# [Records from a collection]
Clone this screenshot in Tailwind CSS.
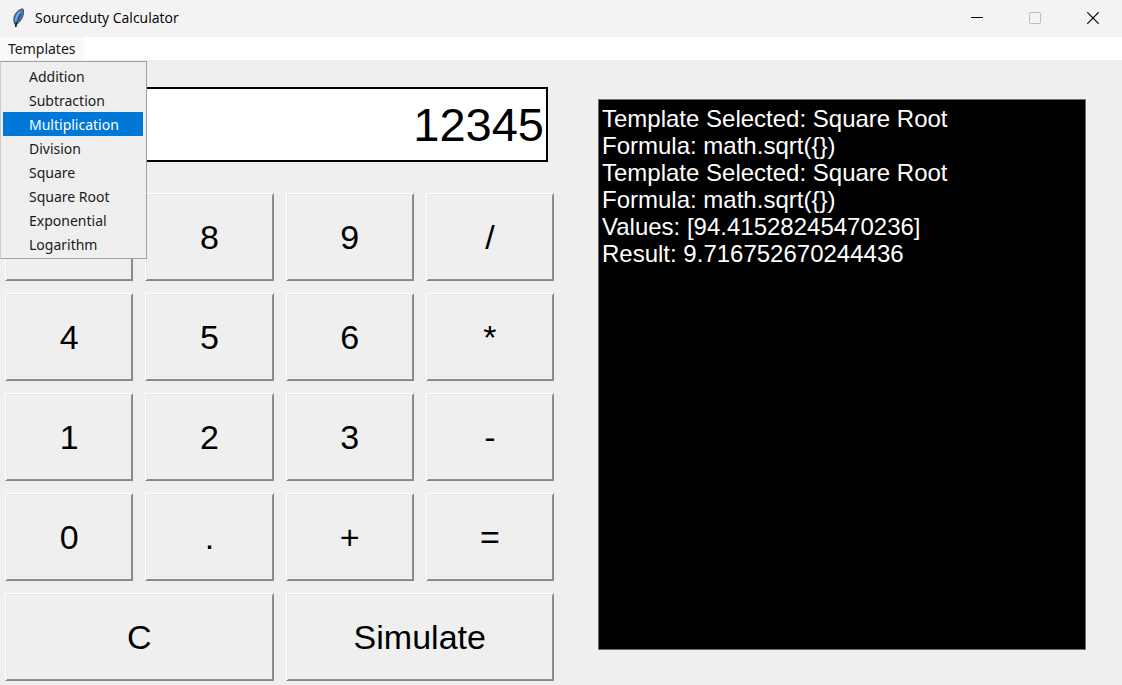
<!DOCTYPE html>
<html lang="en">
<head>
<meta charset="utf-8">
<meta name="viewport" content="width=device-width, initial-scale=1">
<title>Sourceduty Calculator</title>
<script src="https://cdn.jsdelivr.net/npm/@tailwindcss/browser@4"></script>
</head>
<body class="flex min-h-screen flex-col bg-[#efefef] font-['Liberation_Sans',Arial,sans-serif] text-black">

<!-- Title bar -->
<header class="flex h-[37px] items-center bg-[#f3f3f3] pb-[2px]">
  <svg class="ml-3 h-5 w-3" viewBox="0 0 12 20" aria-hidden="true">
    <path d="M10.800 .8C7.500 1.200 3 4.500 2 9.500C1.600 12.500 2 14.500 3 16.500L5.200 16C8.500 13.500 11 9.500 11.500 5.500C11.800 3.300 11.500 1.800 10.800 .8Z" fill="#4478b8" stroke="#3a4048" stroke-width=".9"/>
    <path d="M8.300 3.500C5.500 6 4 9.500 3.600 13" fill="none" stroke="#86aede" stroke-width="1.600"/>
    <path d="M9 6C6.500 10 5 14 4 19" fill="none" stroke="#2a3038" stroke-width=".8"/>
    <path d="M4.300 14.500L3.600 19" fill="none" stroke="#222" stroke-width="1.500"/>
  </svg>
  <h1 class="ml-[11px] font-['Open_Sans','Noto_Sans',sans-serif] text-[14px]">Sourceduty Calculator</h1>
  <div class="ml-auto flex h-full">
    <button class="grid h-full w-[58px] place-items-center" aria-label="Minimize">
      <svg class="size-3" viewBox="0 0 12 12"><path d="M0 5.500H12" stroke="#000" stroke-width="1"/></svg>
    </button>
    <button class="grid h-full w-[58px] place-items-center" aria-label="Maximize" disabled>
      <svg class="size-3" viewBox="0 0 12 12"><rect x=".5" y=".5" width="11" height="11" rx="1" fill="none" stroke="#bdbdbd"/></svg>
    </button>
    <button class="grid h-full w-[58px] place-items-center" aria-label="Close">
      <svg class="size-3" viewBox="0 0 12 12"><path d="M.3 .3L11.700 11.700M11.700 .3L.3 11.700" stroke="#000" stroke-width="1.200"/></svg>
    </button>
  </div>
</header>

<!-- Menu bar with the open Templates menu -->
<nav class="relative h-[23px] bg-white font-['Noto_Sans','Open_Sans',sans-serif] text-[14px] text-[#1a1a1a]">
  <button class="h-full bg-[#f9f9f9] px-2 leading-6" aria-haspopup="menu" aria-expanded="true">Templates</button>
  <div role="menu" aria-label="Templates" class="absolute left-0 top-6 z-10 flex w-[147px] flex-col border border-[#a0a0a0] border-l-[#cccccc] bg-[#efefef] py-[2px] pl-[2px] pr-[3px]">
    <button role="menuitem" class="h-6 pl-[26px] text-left">Addition</button>
    <button role="menuitem" class="h-6 pl-[26px] text-left">Subtraction</button>
    <button role="menuitem" class="h-6 bg-[#0078d7] pl-[26px] text-left text-white">Multiplication</button>
    <button role="menuitem" class="h-6 pl-[26px] text-left">Division</button>
    <button role="menuitem" class="h-6 pl-[26px] text-left">Square</button>
    <button role="menuitem" class="h-6 pl-[26px] text-left">Square Root</button>
    <button role="menuitem" class="h-6 pl-[26px] text-left">Exponential</button>
    <button role="menuitem" class="h-6 pl-[26px] text-left">Logarithm</button>
  </div>
</nav>

<main class="grid flex-1 grid-cols-2">
  <!-- Calculator -->
  <section class="flex flex-col pb-1 pl-[5px] pr-[7px] pt-[27px]" aria-label="Calculator">
    <input type="text" value="12345" aria-label="Display" class="mx-[6px] h-[75px] border-2 border-black bg-white pr-[2px] text-right text-[47px] outline-none">
    <div class="mt-[31px] grid grid-cols-4 gap-3 text-[34px] [&>button]:h-[88px] [&>button]:border [&>button]:border-t-white [&>button]:border-l-white [&>button]:border-r-[#868686] [&>button]:border-b-[#868686] [&>button]:shadow-[inset_1px_1px_#e6e6e6,inset_-1px_-1px_#909090]">
      <button>7</button><button>8</button><button>9</button><button>/</button>
      <button>4</button><button>5</button><button>6</button><button>*</button>
      <button>1</button><button>2</button><button>3</button><button>-</button>
      <button>0</button><button>.</button><button>+</button><button>=</button>
      <button class="col-span-2">C</button><button class="col-span-2">Simulate</button>
    </div>
  </section>

  <!-- Output log -->
  <section class="flex pb-[35px] pl-[37px] pr-9 pt-[39px]" aria-label="Output">
    <textarea readonly aria-label="Output log" class="w-full resize-none border border-[#707070] bg-black px-[3px] py-[5px] text-[24px] leading-[27px] text-white outline-none">Template Selected: Square Root
Formula: math.sqrt({})
Template Selected: Square Root
Formula: math.sqrt({})
Values: [94.41528245470236]
Result: 9.716752670244436</textarea>
  </section>
</main>
</body>
</html>
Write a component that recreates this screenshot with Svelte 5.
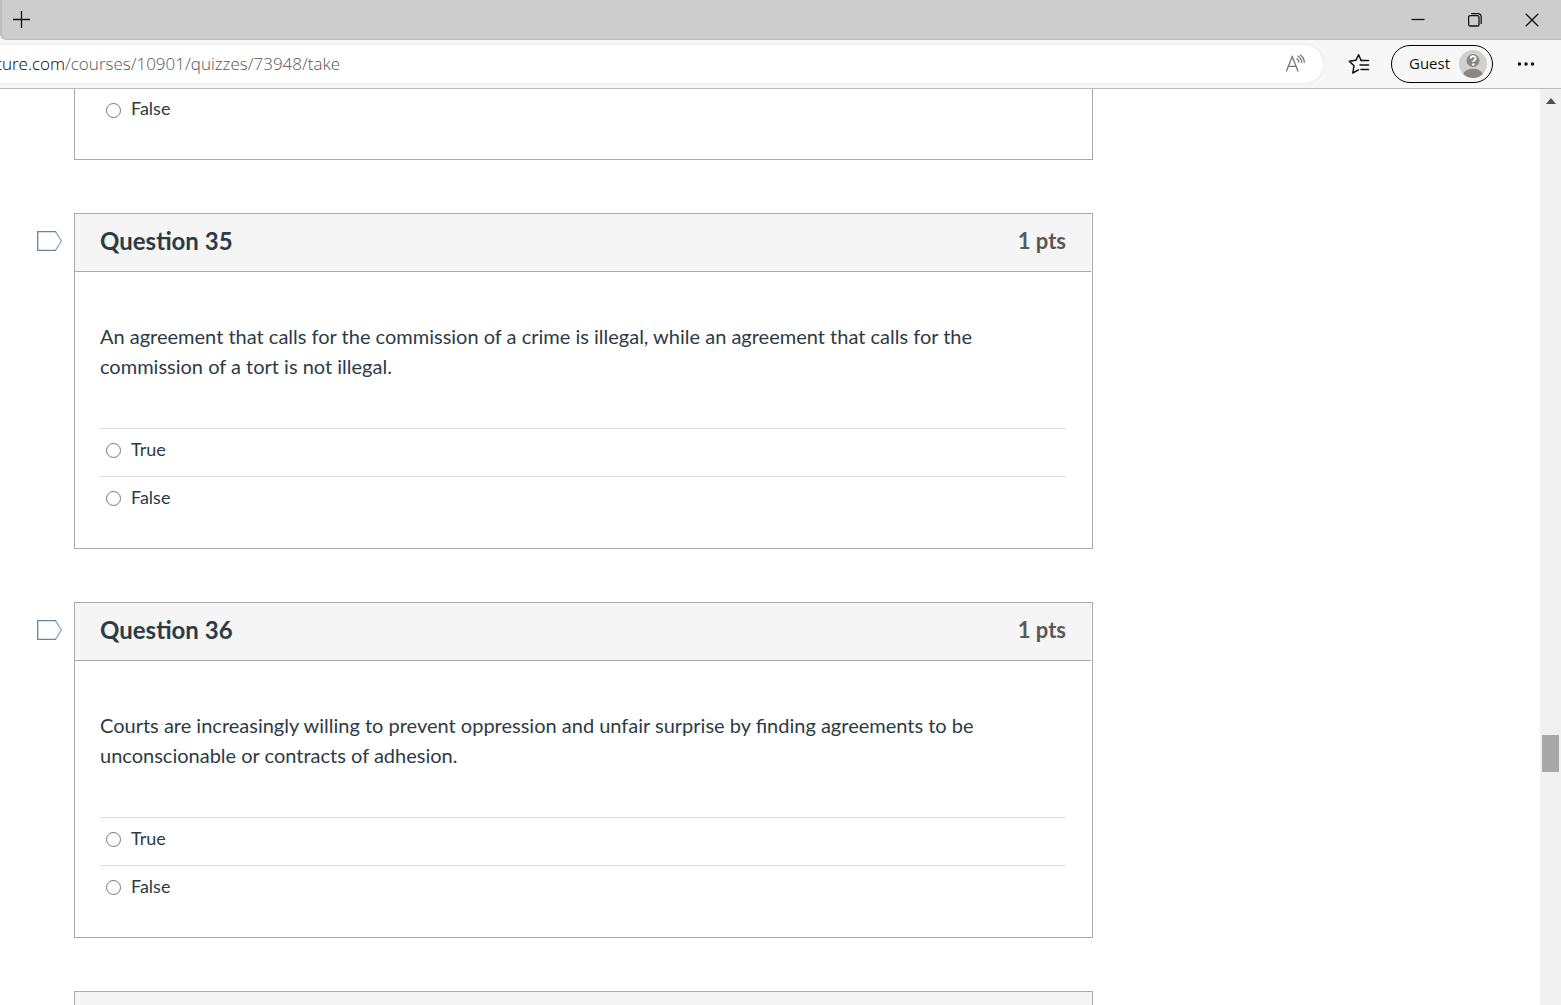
<script>
    let questions = $state([
        {
            id: 35,
            points: 1,
            text: "An agreement that calls for the commission of a crime is illegal, while an agreement that calls for the commission of a tort is not illegal.",
            answer: null,
            flagged: false,
        },
        {
            id: 36,
            points: 1,
            text: "Courts are increasingly willing to prevent oppression and unfair surprise by finding agreements to be unconscionable or contracts of adhesion.",
            answer: null,
            flagged: false,
        },
    ]);

    let previousAnswer = $state(null);
    const options = ["True", "False"];
</script>

<div class="window">
    <header class="title-bar">
        <button class="new-tab" aria-label="New tab">
            <svg width="18" height="18" viewBox="0 0 18 18"><path d="M8.5 0v17M0 8.5h17" /></svg>
        </button>
        <div class="window-controls">
            <button aria-label="Minimize">
                <svg width="14" height="14" viewBox="0 0 14 14"><path d="M0.5 6.5h13" /></svg>
            </button>
            <button aria-label="Restore">
                <svg width="14" height="14" viewBox="0 0 14 14">
                    <rect x="0.6" y="2.6" width="10.4" height="10.4" rx="1.6" />
                    <path d="M3 0.7h7.2a3 3 0 0 1 3 3v7.3" />
                </svg>
            </button>
            <button aria-label="Close">
                <svg width="14" height="14" viewBox="0 0 14 14"><path d="M0.7 0.7l12.6 12.6M13.3 0.7L0.7 13.3" /></svg>
            </button>
        </div>
    </header>

    <div class="toolbar">
        <div class="address">
            <div class="host"><span>ture.com</span></div>
            <div class="path">/courses/10901/quizzes/73948/take</div>
            <button class="read-aloud" aria-label="Read aloud">
                <svg width="22" height="20" viewBox="0 0 22 20">
                    <path d="M1.3 17.5L7.2 2.5l5.9 15M3.3 12.3h7.8" />
                    <path d="M11.6 4.4c1.5 1 2.3 2.4 2.4 4.2M12.6 1.8c2.6 1.6 4 3.8 4.2 6.8M15 0.8c2.8 1.8 4.3 4.6 4.4 8" />
                </svg>
            </button>
        </div>
        <button class="favorites" aria-label="Favorites">
            <svg width="22" height="22" viewBox="0 0 22 22">
                <path d="M13.2 7.5L10.6 1.8 7.8 7.3 1.3 8.2l4.7 4.6L4.8 20l5.6-3.1" />
                <path d="M13.2 7.5H20.5M12 12h8.5M13 16.5h7.5" />
            </svg>
        </button>
        <button class="profile">
            <span>Guest</span>
            <svg width="28" height="28" viewBox="0 0 28 28">
                <circle cx="14" cy="14" r="14" fill="#d2d0ce" />
                <circle cx="14" cy="10.5" r="6.5" fill="#8a8785" />
                <path d="M4.2 24a10 6.4 0 0 1 19.6 0A14 14 0 0 1 4.2 24z" fill="#8a8785" />
                <path d="M11.6 8.6c0-3.2 5-3.2 5-.2 0 1.8-2.4 1.8-2.4 3.6" fill="none" stroke="#fff" stroke-width="1.9" />
                <circle cx="14.2" cy="14.4" r="1.2" fill="#fff" />
            </svg>
        </button>
        <button class="menu" aria-label="Settings and more">
            <svg width="18" height="4" viewBox="0 0 18 4">
                <circle cx="2.5" cy="2" r="1.7" />
                <circle cx="9" cy="2" r="1.7" />
                <circle cx="15.5" cy="2" r="1.7" />
            </svg>
        </button>
    </div>

    <div class="viewport">
        <main class="quiz">
            <section class="question previous">
                <label class="answer">
                    <input type="radio" name="question-34" value="False" bind:group={previousAnswer} />
                    False
                </label>
            </section>

            {#each questions as question (question.id)}
                <div class="question-row">
                    <button
                        class="flag"
                        class:flagged={question.flagged}
                        aria-label="Flag question {question.id}"
                        onclick={() => (question.flagged = !question.flagged)}
                    >
                        <svg width="26" height="20" viewBox="0 0 26 20">
                            <path d="M18.5 0.7L24.4 10l-5.9 9.3" stroke="#8fa9bf" />
                            <path d="M19 0.7H0.7v18.6H19" stroke="#5f88a6" />
                        </svg>
                    </button>
                    <section class="question">
                        <div class="question-header">
                            <h2>Question {question.id}</h2>
                            <span class="points">{question.points} pts</span>
                        </div>
                        <div class="question-body">
                            <p>{question.text}</p>
                            {#each options as option}
                                <label class="answer">
                                    <input type="radio" name="question-{question.id}" value={option} bind:group={question.answer} />
                                    {option}
                                </label>
                            {/each}
                        </div>
                    </section>
                </div>
            {/each}

            <section class="question next"></section>
        </main>

        <div class="scrollbar">
            <button class="scroll-up" aria-label="Scroll up">
                <svg width="10" height="6" viewBox="0 0 10 6"><path d="M5 0l5 6H0z" /></svg>
            </button>
            <div class="thumb"></div>
        </div>
    </div>
</div>

<style>
    :global(body) {
        background: #fff;
    }

    * {
        box-sizing: border-box;
    }

    button {
        display: flex;
        align-items: center;
        justify-content: center;
        padding: 0;
        border: none;
        background: none;
        cursor: pointer;
    }

    svg {
        display: block;
        flex-shrink: 0;
    }

    .window {
        display: flex;
        flex-direction: column;
        height: 100vh;
        overflow: hidden;
        color: #2d3b45;
        font-family: Lato, sans-serif;
    }

    /* Browser frame */
    .title-bar {
        display: flex;
        justify-content: space-between;
        height: 40px;
        flex-shrink: 0;
        background: #cdcdcd;
        border-bottom: 1px solid #bdbdbd;
        border-left: 2px solid #bdbdbd;
        border-bottom-left-radius: 6px;
    }

    .title-bar svg {
        fill: none;
        stroke: #111;
        stroke-width: 1.3;
    }

    .new-tab {
        width: 40px;
    }

    .window-controls {
        display: flex;
        padding-right: 1px;
    }

    .window-controls button {
        width: 57px;
    }

    .toolbar {
        display: flex;
        align-items: center;
        height: 49px;
        flex-shrink: 0;
        background: #f7f7f7;
        border-bottom: 1px solid #bbb;
        font-family: "Open Sans", sans-serif;
    }

    .address {
        display: flex;
        align-items: center;
        flex: 1;
        height: 38px;
        background: #fff;
        border-radius: 0 19px 19px 0;
        box-shadow: 0 0 4px rgba(0, 0, 0, 0.08);
        font-size: 17px;
        font-weight: 300;
        line-height: 24px;
    }

    .host {
        display: flex;
        justify-content: flex-end;
        width: 65px;
        overflow: hidden;
        color: #000;
    }

    .path {
        color: #555;
    }

    .read-aloud {
        margin-left: auto;
        margin-right: 16px;
    }

    .read-aloud svg {
        fill: none;
        stroke: #777;
        stroke-width: 1.3;
    }

    .favorites {
        width: 68px;
        padding-left: 4px;
    }

    .favorites svg {
        fill: none;
        stroke: #111;
        stroke-width: 1.5;
        stroke-linejoin: round;
        stroke-linecap: round;
    }

    .profile {
        justify-content: space-between;
        width: 102px;
        height: 38px;
        padding: 0 5px 0 17px;
        border: 1px solid #000;
        border-radius: 19px;
        color: #111;
        font-family: "Open Sans", sans-serif;
        font-size: 15px;
        line-height: 20px;
    }

    .profile span {
        padding-bottom: 2px;
    }

    .menu {
        width: 68px;
        padding-right: 2px;
    }

    /* Page */
    .viewport {
        display: flex;
        flex: 1;
        min-height: 0;
    }

    .quiz {
        display: flex;
        flex-direction: column;
        gap: 53px;
        flex: 1;
        padding: 0 447px 0 37px;
        overflow: hidden;
    }

    .question-row {
        display: flex;
        align-items: flex-start;
    }

    .flag {
        width: 26px;
        margin: 18px 11px 0 0;
    }

    .flag svg {
        fill: none;
        stroke-width: 1.3;
    }

    .flagged svg {
        fill: #fc5e13;
    }

    .question {
        flex: 1;
        border: 1px solid #aaa;
    }

    .previous {
        flex: none;
        height: 71px;
        margin-left: 37px;
        padding: 0 25px;
        border-top: none;
    }

    .next {
        flex: none;
        height: 336px;
        margin-left: 37px;
        background: #f5f5f5;
    }

    .question-header {
        display: flex;
        align-items: center;
        justify-content: space-between;
        height: 58px;
        margin-right: 1px;
        padding: 0 25px 4px;
        background: #f5f5f5;
        border-bottom: 1px solid #aaa;
    }

    h2 {
        margin: 0;
        font-size: 24px;
        line-height: 30px;
    }

    .points {
        color: #595959;
        font-size: 22px;
        font-weight: bold;
        line-height: 30px;
    }

    .question-body {
        padding: 49px 26px 24px 25px;
    }

    p {
        margin: 0 0 47px;
        font-size: 20px;
        line-height: 30px;
    }

    .answer {
        display: flex;
        align-items: center;
        gap: 10px;
        height: 48px;
        padding: 0 6px 8px;
        border-top: 1px solid #ddd;
        font-size: 18px;
        line-height: 24px;
    }

    .previous .answer {
        height: 46px;
        border-top: none;
    }

    .answer input {
        appearance: none;
        width: 15px;
        height: 15px;
        margin: 4px 0 0;
        border: 1px solid #767676;
        border-radius: 50%;
        background: #fff;
    }

    .answer input:checked {
        border: 4px solid #0374b5;
    }

    .scrollbar {
        display: grid;
        grid-template-rows: 24px 622fr 37px 233fr;
        width: 21px;
        padding: 0 2px;
        background: #f0f0f0;
    }

    .scroll-up svg {
        fill: #505050;
    }

    .thumb {
        grid-row: 3;
        background: #a8a8a8;
    }
</style>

# [Objective]
Reproduce the material above exactly, first line through the line that contains "min-h-screen flex-col bg-[#efefef]", minus the pictures.

# [Solution]
Clone this screenshot in Tailwind CSS.
<!DOCTYPE html>
<html lang="en">
<head>
<meta charset="utf-8">
<meta name="viewport" content="width=device-width, initial-scale=1">
<title>Sourceduty Calculator</title>
<script src="https://cdn.jsdelivr.net/npm/@tailwindcss/browser@4"></script>
</head>
<body class="flex min-h-screen flex-col bg-[#efefef] font-['Liberation_Sans',Arial,sans-serif] text-black">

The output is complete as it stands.